Do not include the pictures; repeat the rest of the data exactly.

>>>

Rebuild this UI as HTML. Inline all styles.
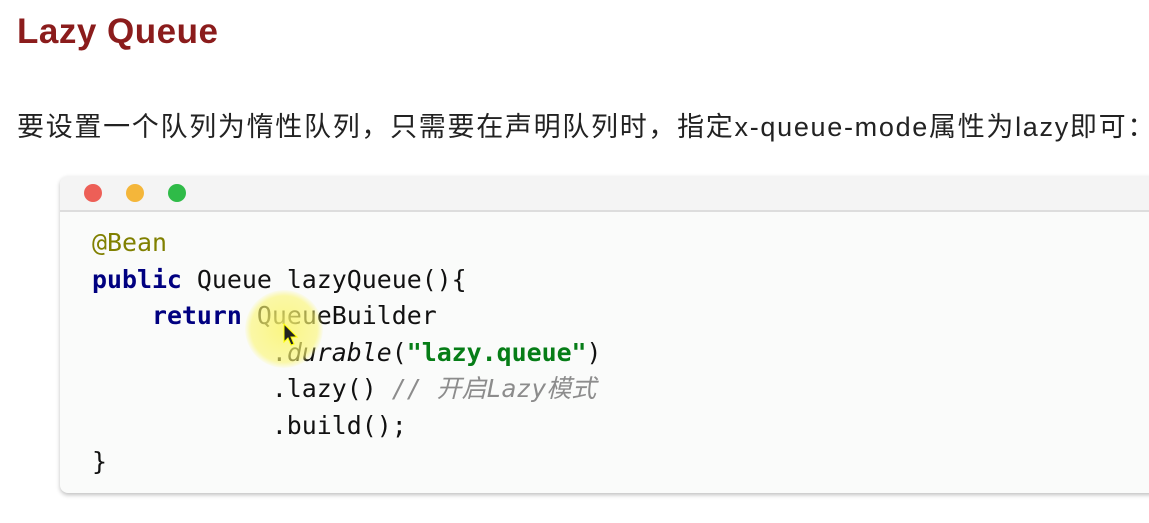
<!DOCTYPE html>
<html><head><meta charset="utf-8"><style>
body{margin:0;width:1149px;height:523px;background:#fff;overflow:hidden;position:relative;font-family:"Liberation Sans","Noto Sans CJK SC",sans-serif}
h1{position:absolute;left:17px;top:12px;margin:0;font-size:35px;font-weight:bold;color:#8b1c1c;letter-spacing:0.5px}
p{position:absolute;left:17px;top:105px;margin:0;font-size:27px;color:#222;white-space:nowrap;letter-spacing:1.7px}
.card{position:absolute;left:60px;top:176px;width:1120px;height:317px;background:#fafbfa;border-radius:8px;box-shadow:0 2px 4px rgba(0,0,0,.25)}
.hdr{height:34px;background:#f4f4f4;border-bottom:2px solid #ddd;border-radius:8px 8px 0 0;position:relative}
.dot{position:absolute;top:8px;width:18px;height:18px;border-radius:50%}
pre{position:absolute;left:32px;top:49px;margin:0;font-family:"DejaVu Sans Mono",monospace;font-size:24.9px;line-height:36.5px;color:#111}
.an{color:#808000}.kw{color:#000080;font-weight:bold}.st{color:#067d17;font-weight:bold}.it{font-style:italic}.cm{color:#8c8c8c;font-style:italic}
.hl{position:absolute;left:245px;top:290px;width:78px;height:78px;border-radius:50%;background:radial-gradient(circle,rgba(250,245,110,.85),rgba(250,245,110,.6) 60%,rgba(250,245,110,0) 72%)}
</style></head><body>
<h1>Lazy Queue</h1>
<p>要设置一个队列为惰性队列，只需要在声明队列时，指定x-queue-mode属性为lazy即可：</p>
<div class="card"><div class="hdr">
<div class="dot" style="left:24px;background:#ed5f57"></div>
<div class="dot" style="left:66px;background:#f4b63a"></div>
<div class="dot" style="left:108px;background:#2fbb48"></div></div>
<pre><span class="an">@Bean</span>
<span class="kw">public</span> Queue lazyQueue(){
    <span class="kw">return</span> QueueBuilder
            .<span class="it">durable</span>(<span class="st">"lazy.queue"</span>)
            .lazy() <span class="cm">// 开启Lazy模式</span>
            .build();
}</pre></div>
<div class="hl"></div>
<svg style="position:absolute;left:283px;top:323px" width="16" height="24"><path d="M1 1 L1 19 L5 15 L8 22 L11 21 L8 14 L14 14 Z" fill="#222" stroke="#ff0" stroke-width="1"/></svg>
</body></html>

<<<

#### Exercise result
Rebuild this UI as HTML. Inline all styles.
<!DOCTYPE html>
<html><head><meta charset="utf-8"><style>
body{margin:0;width:1149px;height:523px;background:#fff;overflow:hidden;position:relative;font-family:"Liberation Sans","Noto Sans CJK SC",sans-serif}
h1{position:absolute;left:17px;top:12px;margin:0;font-size:35px;font-weight:bold;color:#8b1c1c;letter-spacing:0.5px}
p{position:absolute;left:17px;top:105px;margin:0;font-size:27px;color:#222;white-space:nowrap;letter-spacing:1.7px}
.card{position:absolute;left:60px;top:176px;width:1120px;height:317px;background:#fafbfa;border-radius:8px;box-shadow:0 2px 4px rgba(0,0,0,.25)}
.hdr{height:34px;background:#f4f4f4;border-bottom:2px solid #ddd;border-radius:8px 8px 0 0;position:relative}
.dot{position:absolute;top:8px;width:18px;height:18px;border-radius:50%}
pre{position:absolute;left:32px;top:49px;margin:0;font-family:"DejaVu Sans Mono",monospace;font-size:24.9px;line-height:36.5px;color:#111}
.an{color:#808000}.kw{color:#000080;font-weight:bold}.st{color:#067d17;font-weight:bold}.it{font-style:italic}.cm{color:#8c8c8c;font-style:italic}
.hl{position:absolute;left:245px;top:290px;width:78px;height:78px;border-radius:50%;background:radial-gradient(circle,rgba(250,245,110,.85),rgba(250,245,110,.6) 60%,rgba(250,245,110,0) 72%)}
</style></head><body>
<h1>Lazy Queue</h1>
<p>要设置一个队列为惰性队列，只需要在声明队列时，指定x-queue-mode属性为lazy即可：</p>
<div class="card"><div class="hdr">
<div class="dot" style="left:24px;background:#ed5f57"></div>
<div class="dot" style="left:66px;background:#f4b63a"></div>
<div class="dot" style="left:108px;background:#2fbb48"></div></div>
<pre><span class="an">@Bean</span>
<span class="kw">public</span> Queue lazyQueue(){
    <span class="kw">return</span> QueueBuilder
            .<span class="it">durable</span>(<span class="st">"lazy.queue"</span>)
            .lazy() <span class="cm">// 开启Lazy模式</span>
            .build();
}</pre></div>
<div class="hl"></div>
<svg style="position:absolute;left:283px;top:323px" width="16" height="24"><path d="M1 1 L1 19 L5 15 L8 22 L11 21 L8 14 L14 14 Z" fill="#222" stroke="#ff0" stroke-width="1"/></svg>
</body></html>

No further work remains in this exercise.